Safe Salads -- February 2007
At no other time has the topic of safety in salads generated more concern among consumers. According to MSNBC, the E. coli outbreak in spinach may cost the industry $100 million. Besides the considerable short-term costs, the long-term expenses of the outbreak are projected to be more significant than usual food safety incidents. However, there is another danger possible in deli salads that could produce a threat to consumers and the market for prepared salads: Listeria monocytogenes.
Key ingredients used in protecting food products are natural acids and their sodium/potassium derivatives (salts). Some of the most widely used of these in deli salads are lactic, acetic, sorbic and propionic acids. In order to help food developers make their best selection, PURAC has developed antimicrobial systems to enable the best balance of safety, flavor and pH control. PURAC® Fresh is a specialty ingredient blend that uses the advantages of lactic acid. Some characteristics include label-friendly ingredients, being effective over a broad pH range, providing optimum flavor enhancement, being affordable and efficient, and featuring supporting data for refrigerated and higher temperatures.
Besides having different antimicrobial properties, the various acids have significantly different flavor profiles. Lactic acid is mild and has a lingering taste. Malic acid is mild, and its flavor profile is less immediate. Citric and tartaric acids have sharp tastes. Acetic acid has a strong vinegar flavor. PURAC Fresh has a lower acid intensity in its flavor profile and a long-lasting effect.
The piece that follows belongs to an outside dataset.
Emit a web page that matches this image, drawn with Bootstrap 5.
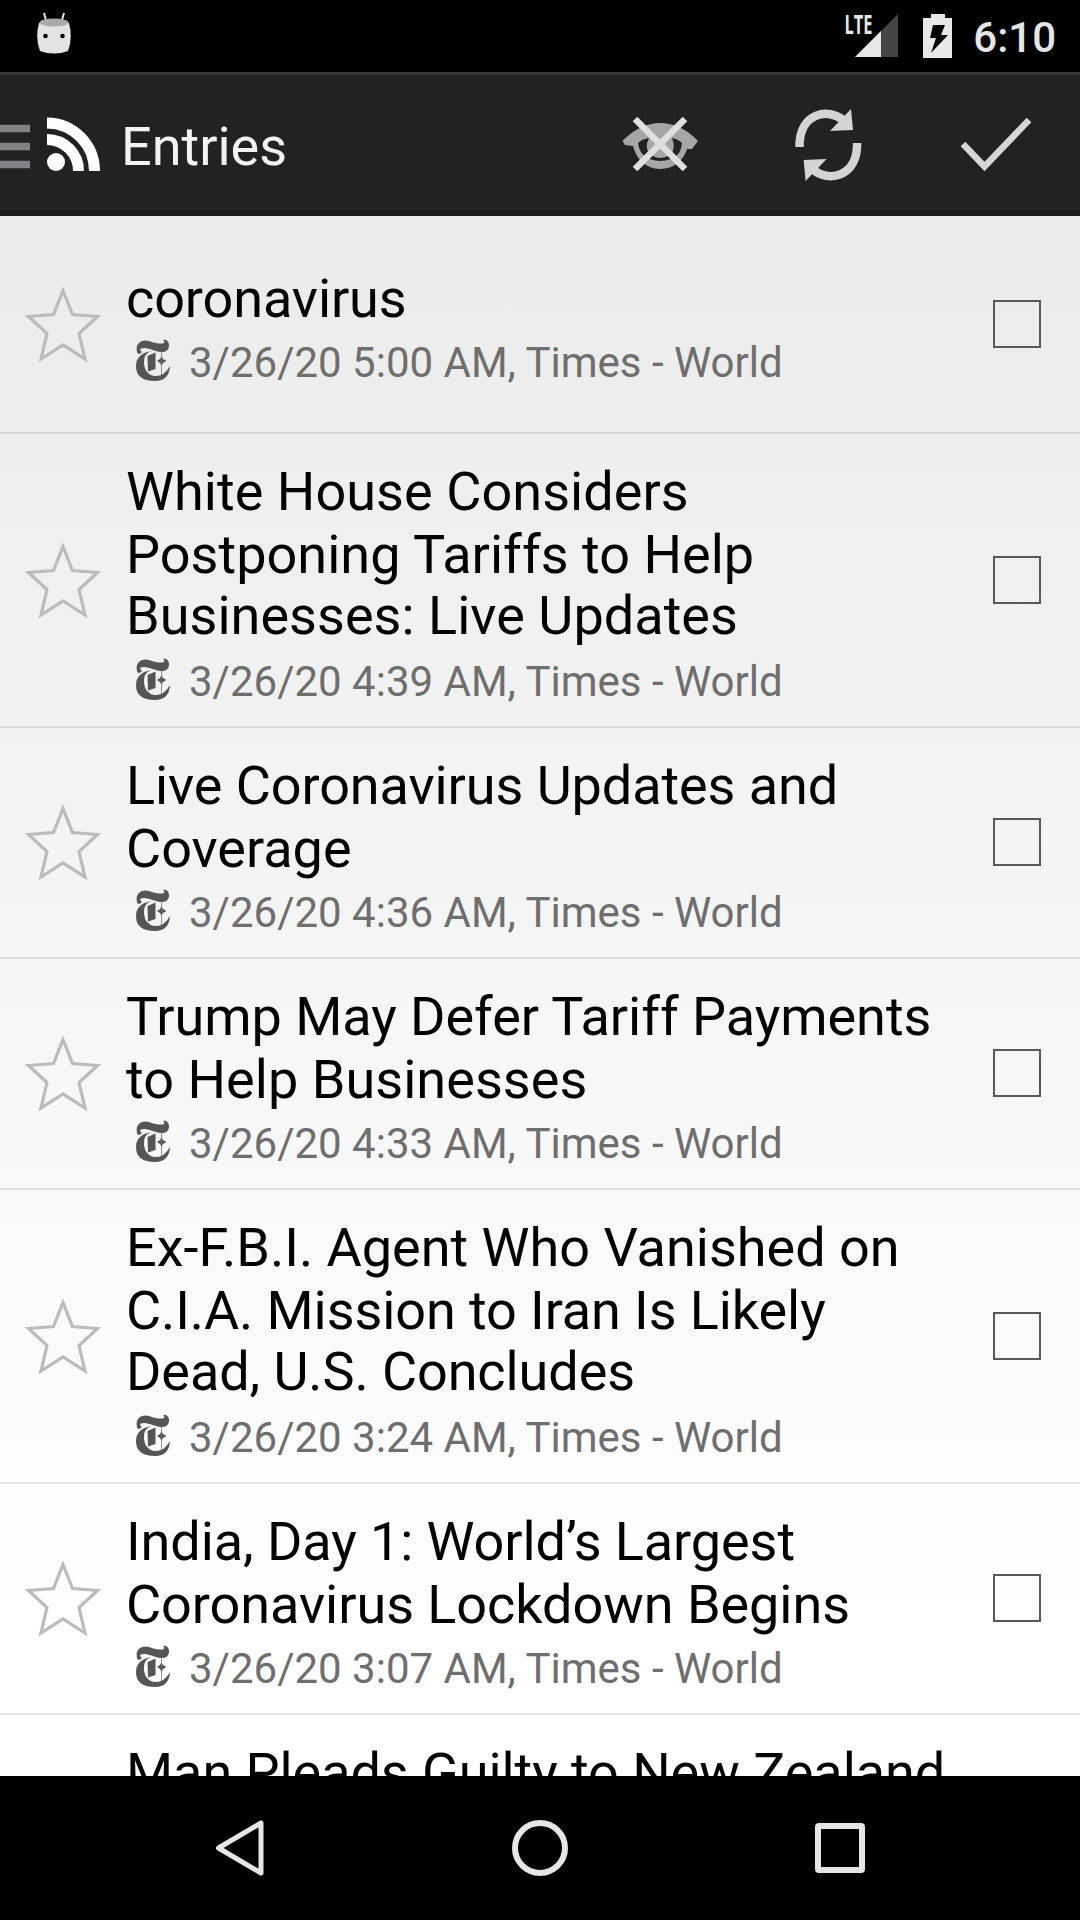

PURAC Fresh also was researched for its effect in different salads, including chicken and potato, in a commercial laboratory using a commercial salad kit. Each of the salads was inoculated with a three-strain cocktail of Listeria. The trials were conducted at two separate temperatures: 40°F and 50°F, which represent the typical refrigeration and abuse temperatures over the shelflife of the products. The results were significant inhibition of the organisms tested. In another study, PURAC Fresh was shown to hamper common spoilage organisms, such as Lactobacillus and yeast.
On June 6, 2003, the USDA passed an interim final rule that allowed for three alternatives for ready-to-eat meat and poultry products. Each alternative subjects the company to different levels of sampling. Alternative 1 is a post-lethality treatment in order to reduce or eliminate microorganisms on a product. Alternative 2 allows for the use of an antimicrobial agent or process that can limit or suppress growth of L. monocytogenes. This alternative requires the least amount of testing and oversight by the USDA, and PURAC Fresh fits within this solution. Alternative 3 involves the use of sanitation measures alone and is subject to the most oversight.
PURAC Fresh is more label-friendly than the products of leading competitors, has a greater potential to remove preservatives and has the lowest cost-to-use profile. Currently, it is being used in all-natural products.